What is being asked
Return the listing below verbatim. Pictures do not belong in the copy.

Items
━━━

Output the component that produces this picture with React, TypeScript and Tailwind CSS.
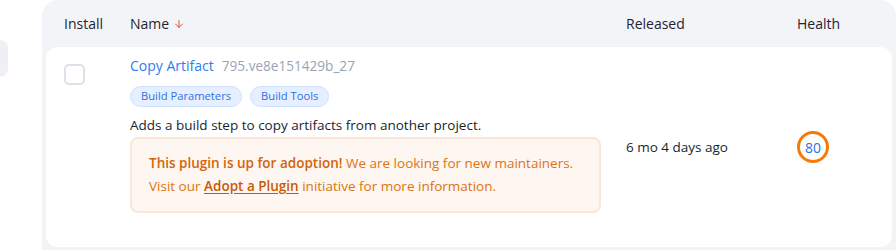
import { ArrowDown } from "lucide-react";

const font = { fontFamily: '"Open Sans", "Noto Sans", sans-serif' };

function Tag({ label }: { label: string }) {
  return (
    <span className="flex h-[21px] items-center rounded-full border border-[#cfe0fd] bg-[#e6efff] px-[10px] text-[11.2px] text-[#2f6fe4]">
      {label}
    </span>
  );
}

function HealthScore({ value }: { value: number }) {
  return (
    <div className="flex size-[32px] items-center justify-center rounded-full border-[3px] border-[#f57a0c] text-[14px] font-medium text-[#2f6fe4]">
      {value}
    </div>
  );
}

export default function App() {
  return (
    <div className="relative h-[250px] w-[896px] overflow-hidden bg-white" style={font}>
      {/* sidebar item peeking in from the left */}
      <div className="absolute left-0 top-[40px] h-[37px] w-[8px] rounded-r-[8px] bg-[#eef0f4]" />

      <div className="ml-[42px] h-full rounded-tl-[16px] rounded-tr-[16px] bg-[#f3f4f8] pl-[4px] pr-[4px]">
        <div className="grid h-[47px] grid-cols-[66px_496px_171px_1fr] items-center pl-[18px] text-[14px] font-medium text-[#1f2430]">
          <span>Install</span>
          <span className="flex items-center gap-[4px]">
            Name <ArrowDown className="size-[12px] text-[#e4572e]" strokeWidth={2} />
          </span>
          <span>Released</span>
          <span>Health</span>
        </div>

        <div className="grid h-[200px] grid-cols-[66px_496px_171px_1fr] rounded-[12px] bg-white pl-[18px]">
          <div className="pt-[17px]">
            <div className="size-[21px] rounded-[5px] border-2 border-[#dde1e8] bg-white" />
          </div>

          <div className="pt-[9px]">
            <div className="flex items-baseline gap-[8px] text-[14px] leading-[20px]">
              <span className="text-[#2f7df0]">Copy Artifact</span>
              <span className="text-[13.6px] text-[#9ba3b4]">795.ve8e151429b_27</span>
            </div>
            <div className="mt-[10px] flex gap-[8px]">
              <Tag label="Build Parameters" />
              <Tag label="Build Tools" />
            </div>
            <p className="mt-[8px] text-[13.5px] leading-[20px] text-[#1a1f2c]">
              Adds a build step to copy artifacts from another project.
            </p>
            <div className="mt-[2px] w-[471px] rounded-[8px] border-2 border-[#fbe6d8] bg-[#fdf6f1] px-[17px] py-[13px] text-[13.5px] leading-[23px] text-[#dc7412]">
              <span className="font-[550] text-[#d3640a]">This plugin is up for adoption!</span> We are looking for new
              maintainers.
              <br />
              Visit our{" "}
              <a className="font-[550] text-[#c85a06] underline underline-offset-2">Adopt a Plugin</a> initiative for
              more information.
            </div>
          </div>

          <div className="self-center text-[13.5px] text-[#1a1f2c]">6 mo 4 days ago</div>

          <div className="self-center">
            <HealthScore value={80} />
          </div>
        </div>
      </div>
    </div>
  );
}
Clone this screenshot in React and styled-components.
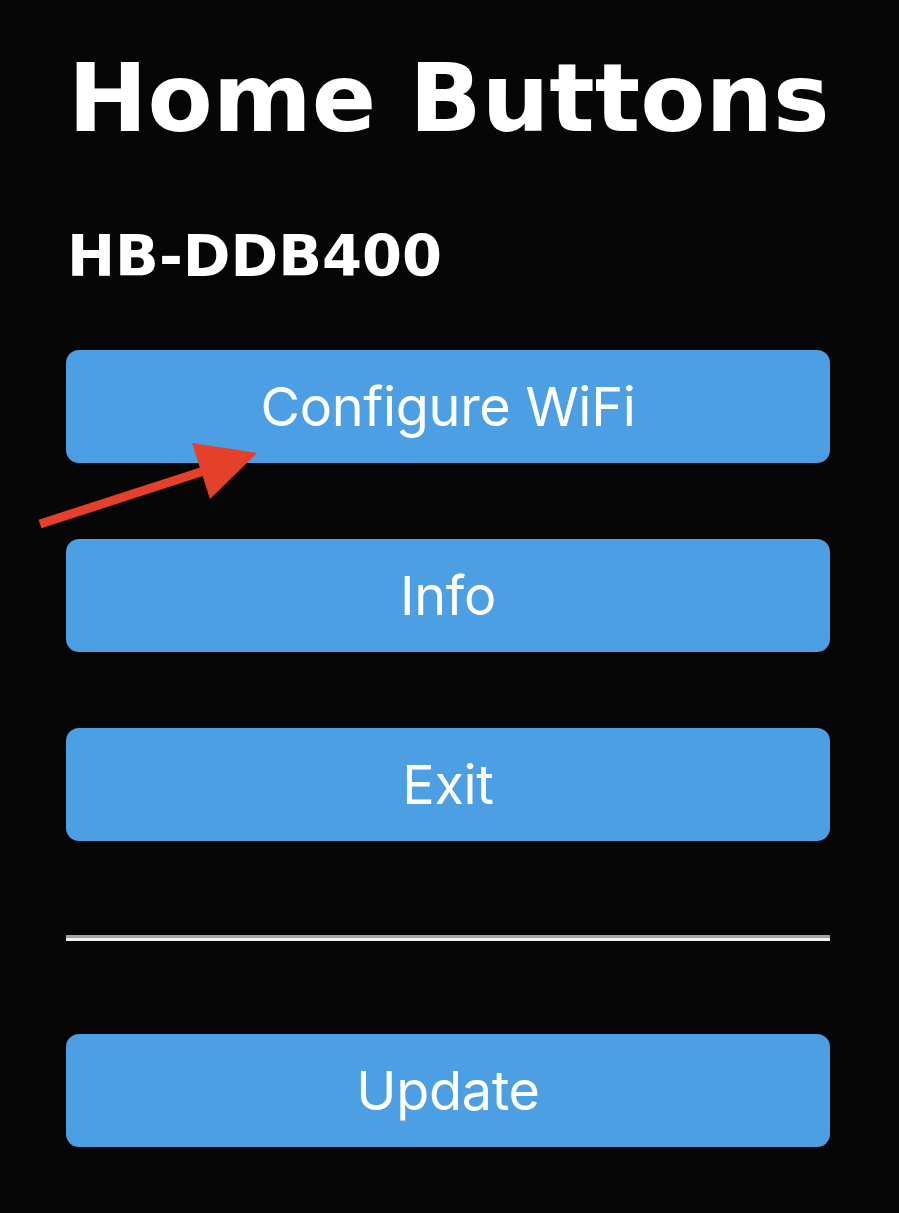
import React from "react";
import styled, { createGlobalStyle } from "styled-components";

const Global = createGlobalStyle`
  html, body { margin: 0; padding: 0; background: #060606; }
  body { font-family: "DejaVu Sans", sans-serif; }
`;

const Page = styled.div`
  position: relative;
  min-height: 1213px;
  box-sizing: border-box;
  padding: 42px 69px 60px 66px;
  background: #060606;
  color: #ffffff;
  display: flex;
  flex-direction: column;
`;

const Title = styled.h1`
  margin: 0;
  font-family: "DejaVu Sans", sans-serif;
  font-weight: bold;
  font-size: 95px;
  line-height: 112px;
  padding-left: 2px;
  white-space: nowrap;
`;

const Subtitle = styled.h3`
  margin: 70px 0 0 0;
  font-family: "DejaVu Sans", sans-serif;
  font-weight: bold;
  font-size: 57.5px;
  line-height: 65px;
  padding-left: 1px;
  white-space: nowrap;
`;

const ButtonGroup = styled.div`
  display: flex;
  flex-direction: column;
  gap: 76px;
  margin-top: ${(p) => p.$top}px;
`;

const Button = styled.button`
  height: 113px;
  width: 100%;
  border: none;
  border-radius: 13px;
  background: #4c9fe2;
  color: #ffffff;
  font-family: Inter, "Noto Sans", sans-serif;
  font-size: 54px;
  font-weight: 400;
  letter-spacing: -0.3px;
  display: flex;
  align-items: center;
  justify-content: center;
  padding: 0;
  cursor: pointer;
`;

const Divider = styled.hr`
  margin: 94px 0 0 0;
  height: 0;
  border: none;
  border-top: 3px solid #a4a4a4;
  border-bottom: 3px solid #efefef;
`;

const Arrow = styled.svg`
  position: absolute;
  left: 0;
  top: 0;
  pointer-events: none;
`;

export default function App() {
  return (
    <>
      <Global />
      <Page>
        <Title>Home Buttons</Title>
        <Subtitle>HB-DDB400</Subtitle>
        <ButtonGroup $top={61}>
          <Button>Configure WiFi</Button>
          <Button>Info</Button>
          <Button>Exit</Button>
        </ButtonGroup>
        <Divider />
        <ButtonGroup $top={93}>
          <Button>Update</Button>
        </ButtonGroup>
        <Arrow width="300" height="560" viewBox="0 0 300 560">
          <line x1="40" y1="524" x2="210" y2="469" stroke="#e5402a" strokeWidth="9" />
          <polygon points="192,443 257,453 210,499" fill="#e5402a" />
        </Arrow>
      </Page>
    </>
  );
}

━━━

Result
Output the component that produces this picture with React, TypeScript and Tailwind CSS.
import { ArrowDown } from "lucide-react";

const font = { fontFamily: '"Open Sans", "Noto Sans", sans-serif' };

function Tag({ label }: { label: string }) {
  return (
    <span className="flex h-[21px] items-center rounded-full border border-[#cfe0fd] bg-[#e6efff] px-[10px] text-[11.2px] text-[#2f6fe4]">
      {label}
    </span>
  );
}

function HealthScore({ value }: { value: number }) {
  return (
    <div className="flex size-[32px] items-center justify-center rounded-full border-[3px] border-[#f57a0c] text-[14px] font-medium text-[#2f6fe4]">
      {value}
    </div>
  );
}

export default function App() {
  return (
    <div className="relative h-[250px] w-[896px] overflow-hidden bg-white" style={font}>
      {/* sidebar item peeking in from the left */}
      <div className="absolute left-0 top-[40px] h-[37px] w-[8px] rounded-r-[8px] bg-[#eef0f4]" />

      <div className="ml-[42px] h-full rounded-tl-[16px] rounded-tr-[16px] bg-[#f3f4f8] pl-[4px] pr-[4px]">
        <div className="grid h-[47px] grid-cols-[66px_496px_171px_1fr] items-center pl-[18px] text-[14px] font-medium text-[#1f2430]">
          <span>Install</span>
          <span className="flex items-center gap-[4px]">
            Name <ArrowDown className="size-[12px] text-[#e4572e]" strokeWidth={2} />
          </span>
          <span>Released</span>
          <span>Health</span>
        </div>

        <div className="grid h-[200px] grid-cols-[66px_496px_171px_1fr] rounded-[12px] bg-white pl-[18px]">
          <div className="pt-[17px]">
            <div className="size-[21px] rounded-[5px] border-2 border-[#dde1e8] bg-white" />
          </div>

          <div className="pt-[9px]">
            <div className="flex items-baseline gap-[8px] text-[14px] leading-[20px]">
              <span className="text-[#2f7df0]">Copy Artifact</span>
              <span className="text-[13.6px] text-[#9ba3b4]">795.ve8e151429b_27</span>
            </div>
            <div className="mt-[10px] flex gap-[8px]">
              <Tag label="Build Parameters" />
              <Tag label="Build Tools" />
            </div>
            <p className="mt-[8px] text-[13.5px] leading-[20px] text-[#1a1f2c]">
              Adds a build step to copy artifacts from another project.
            </p>
            <div className="mt-[2px] w-[471px] rounded-[8px] border-2 border-[#fbe6d8] bg-[#fdf6f1] px-[17px] py-[13px] text-[13.5px] leading-[23px] text-[#dc7412]">
              <span className="font-[550] text-[#d3640a]">This plugin is up for adoption!</span> We are looking for new
              maintainers.
              <br />
              Visit our{" "}
              <a className="font-[550] text-[#c85a06] underline underline-offset-2">Adopt a Plugin</a> initiative for
              more information.
            </div>
          </div>

          <div className="self-center text-[13.5px] text-[#1a1f2c]">6 mo 4 days ago</div>

          <div className="self-center">
            <HealthScore value={80} />
          </div>
        </div>
      </div>
    </div>
  );
}
Clone this screenshot in React and styled-components.
import React from "react";
import styled, { createGlobalStyle } from "styled-components";

const Global = createGlobalStyle`
  html, body { margin: 0; padding: 0; background: #060606; }
  body { font-family: "DejaVu Sans", sans-serif; }
`;

const Page = styled.div`
  position: relative;
  min-height: 1213px;
  box-sizing: border-box;
  padding: 42px 69px 60px 66px;
  background: #060606;
  color: #ffffff;
  display: flex;
  flex-direction: column;
`;

const Title = styled.h1`
  margin: 0;
  font-family: "DejaVu Sans", sans-serif;
  font-weight: bold;
  font-size: 95px;
  line-height: 112px;
  padding-left: 2px;
  white-space: nowrap;
`;

const Subtitle = styled.h3`
  margin: 70px 0 0 0;
  font-family: "DejaVu Sans", sans-serif;
  font-weight: bold;
  font-size: 57.5px;
  line-height: 65px;
  padding-left: 1px;
  white-space: nowrap;
`;

const ButtonGroup = styled.div`
  display: flex;
  flex-direction: column;
  gap: 76px;
  margin-top: ${(p) => p.$top}px;
`;

const Button = styled.button`
  height: 113px;
  width: 100%;
  border: none;
  border-radius: 13px;
  background: #4c9fe2;
  color: #ffffff;
  font-family: Inter, "Noto Sans", sans-serif;
  font-size: 54px;
  font-weight: 400;
  letter-spacing: -0.3px;
  display: flex;
  align-items: center;
  justify-content: center;
  padding: 0;
  cursor: pointer;
`;

const Divider = styled.hr`
  margin: 94px 0 0 0;
  height: 0;
  border: none;
  border-top: 3px solid #a4a4a4;
  border-bottom: 3px solid #efefef;
`;

const Arrow = styled.svg`
  position: absolute;
  left: 0;
  top: 0;
  pointer-events: none;
`;

export default function App() {
  return (
    <>
      <Global />
      <Page>
        <Title>Home Buttons</Title>
        <Subtitle>HB-DDB400</Subtitle>
        <ButtonGroup $top={61}>
          <Button>Configure WiFi</Button>
          <Button>Info</Button>
          <Button>Exit</Button>
        </ButtonGroup>
        <Divider />
        <ButtonGroup $top={93}>
          <Button>Update</Button>
        </ButtonGroup>
        <Arrow width="300" height="560" viewBox="0 0 300 560">
          <line x1="40" y1="524" x2="210" y2="469" stroke="#e5402a" strokeWidth="9" />
          <polygon points="192,443 257,453 210,499" fill="#e5402a" />
        </Arrow>
      </Page>
    </>
  );
}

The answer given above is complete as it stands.